I must admit, after flying back into Mexico City we had planned to spend a few days further north in the town of Morelia, however after so much travelling ( we were now up to 10 months and counting) the idea of staying in one place was just too appealing. So we planted our stuff in the hostel and stayed in the city for the next five days. Our time was by no means uneventful however.  One day we visited the home (and now museum) of Frida Kahlo, the Mexican painter (you may remember the film about her life played by Salma Hayek) and also the home of Leon Trotsky after he was exiled out of Russia. Both museums were fantastic because they were maintained in the way that the two would have lived inside them, all the furniture and working instruments still in their rightful places. We also spent an afternoon at the Museo Nacional de Antropología (Anthropological Museum), which is incredible and covers the entire history of civilization throughout Mexico from the earliest forms of man through to traditional cultures still existing today.

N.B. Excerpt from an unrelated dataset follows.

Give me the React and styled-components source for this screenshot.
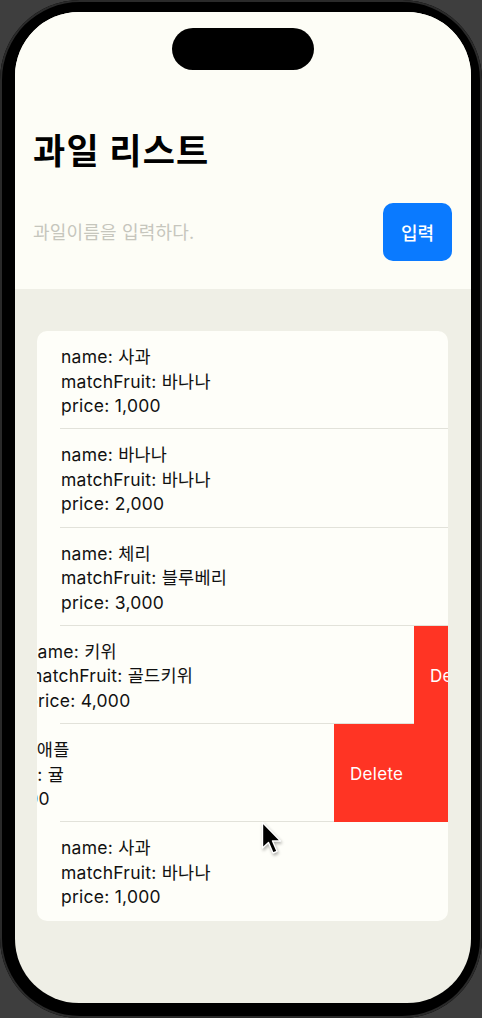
import React from "react";
import styled, { createGlobalStyle } from "styled-components";

const GlobalStyle = createGlobalStyle`
    html, body {
        margin: 0;
        padding: 0;
        background: #3e3e3e;
    }
    body {
        font-family: Inter, "Noto Sans CJK KR", sans-serif;
        -webkit-font-smoothing: antialiased;
    }
`;

const Phone = styled.div`
    position: relative;
    width: 482px;
    height: 1018px;
    box-sizing: border-box;
    padding: 12px 11px 15px 15px;
    background: #000;
    border-radius: 80px;
    box-shadow: inset 0 0 0 2px #2a2a2a;
`;

const Screen = styled.div`
    height: 100%;
    display: flex;
    flex-direction: column;
    background: #efefe6;
    border-radius: 64px;
    overflow: hidden;
`;

const Header = styled.header`
    display: flex;
    flex-direction: column;
    background: #fdfdf6;
    padding: 16px 19px 28px 18px;
`;

const Island = styled.div`
    align-self: center;
    width: 142px;
    height: 42px;
    margin-left: 1px;
    background: #000;
    border-radius: 21px;
`;

const Title = styled.h1`
    margin: 61px 0 0;
    font-size: 35px;
    line-height: 40px;
    font-weight: 700;
    color: #000;
    letter-spacing: 1.2px;
`;

const InputRow = styled.div`
    display: flex;
    align-items: center;
    gap: 12px;
    margin-top: 32px;
`;

const Input = styled.input`
    flex: 1;
    min-width: 0;
    border: none;
    outline: none;
    background: transparent;
    padding: 0;
    font-family: inherit;
    font-size: 18px;
    letter-spacing: 0.2px;
    color: #000;

    &::placeholder {
        color: #c6c6bd;
    }
`;

const SubmitButton = styled.button`
    width: 69px;
    height: 58px;
    border: none;
    border-radius: 10px;
    background: #0a7aff;
    color: #fff;
    font-family: inherit;
    font-size: 18px;
    font-weight: 500;
`;

const ListArea = styled.main`
    flex: 1;
    padding: 42px 23px 0 22px;
`;

const Card = styled.ul`
    list-style: none;
    margin: 0;
    padding: 0;
    background: #fefef9;
    border-radius: 10px;
    overflow: hidden;
`;

const Row = styled.li`
    position: relative;
    height: 98.3px;
    overflow: hidden;

    &:not(:last-child)::after {
        content: "";
        position: absolute;
        left: 23px;
        right: 0;
        bottom: 0;
        height: 1px;
        background: #e2e2da;
    }
`;

const RowContent = styled.div`
    padding: 14px 0 0 24px;
    transform: translateX(${(p) => -p.$swipe}px);
`;

const Line = styled.div`
    font-size: 17.5px;
    line-height: 24.5px;
    letter-spacing: 0.25px;
    color: #111;
    white-space: nowrap;
`;

const DeleteAction = styled.div`
    position: absolute;
    top: 0;
    right: 0;
    bottom: 0;
    z-index: 1;
    width: ${(p) => p.$swipe}px;
    display: flex;
    align-items: center;
    padding: 2px 0 0 16px;
    box-sizing: border-box;
    overflow: hidden;
    background: #ff3424;
    color: #fff;
    font-size: 17px;
    letter-spacing: 0.3px;
    white-space: nowrap;
`;

const Cursor = styled.svg`
    position: absolute;
    left: 261px;
    top: 821px;
    filter: drop-shadow(1px 2px 1.5px rgba(0, 0, 0, 0.3));
`;

const fruits = [
    { name: "사과", matchFruit: "바나나", price: 1000, swipe: 0 },
    { name: "바나나", matchFruit: "바나나", price: 2000, swipe: 0 },
    { name: "체리", matchFruit: "블루베리", price: 3000, swipe: 0 },
    { name: "키위", matchFruit: "골드키위", price: 4000, swipe: 34 },
    { name: "파인애플", matchFruit: "귤", price: 5000, swipe: 114 },
    { name: "사과", matchFruit: "바나나", price: 1000, swipe: 0 },
];

const FruitRow = ({ fruit }) => (
    <Row>
        <RowContent $swipe={fruit.swipe}>
            <Line>name: {fruit.name}</Line>
            <Line>matchFruit: {fruit.matchFruit}</Line>
            <Line>price: {fruit.price.toLocaleString("en-US")}</Line>
        </RowContent>
        {fruit.swipe > 0 && <DeleteAction $swipe={fruit.swipe}>Delete</DeleteAction>}
    </Row>
);

const App = () => {
    return (
        <>
            <GlobalStyle />
            <Phone>
                <Screen>
                    <Header>
                        <Island />
                        <Title>과일 리스트</Title>
                        <InputRow>
                            <Input placeholder="과일이름을 입력하다." />
                            <SubmitButton>입력</SubmitButton>
                        </InputRow>
                    </Header>
                    <ListArea>
                        <Card>
                            {fruits.map((fruit, i) => (
                                <FruitRow key={i} fruit={fruit} />
                            ))}
                        </Card>
                    </ListArea>
                </Screen>
                <Cursor width="22" height="36" viewBox="0 0 22 36">
                    <path
                        d="M1.5 1.5 L1.5 27 L7.5 21.5 L12 32 L16 30.3 L11.5 20 L19.5 20 Z"
                        fill="#000"
                        stroke="#fff"
                        strokeWidth="1.4"
                        strokeLinejoin="round"
                    />
                </Cursor>
            </Phone>
        </>
    );
};

export default App;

Just before we were to leave Mexico we had one more amazing sight to see. The ancient site of Teotihuacan is located roughly 30kms from Mexico City and houses two of the largest pyramid structures in the world; Pyramid of the Sun and Pyramid of the Moon. Joined by the ‘Avenue of the Dead’, these two gigantic structures are over 2000 years old and tower above the surrounding landscape. It’s also home to the largest collection of locals trying to flog off cheap and tacky souvenirs I’ve ever seen anywhere. You seriously couldn’t take 10 steps without being hassled to buy something useless which was always described as “almost free”. Hilarious.

Anyway, all great things must come to an end, and so it was time for us to leave this astonishing country. Mexico truly surprised us (in a good way), and we can’t wait to come back someday.

But for now it was on to the final stop on our round the world adventure, California!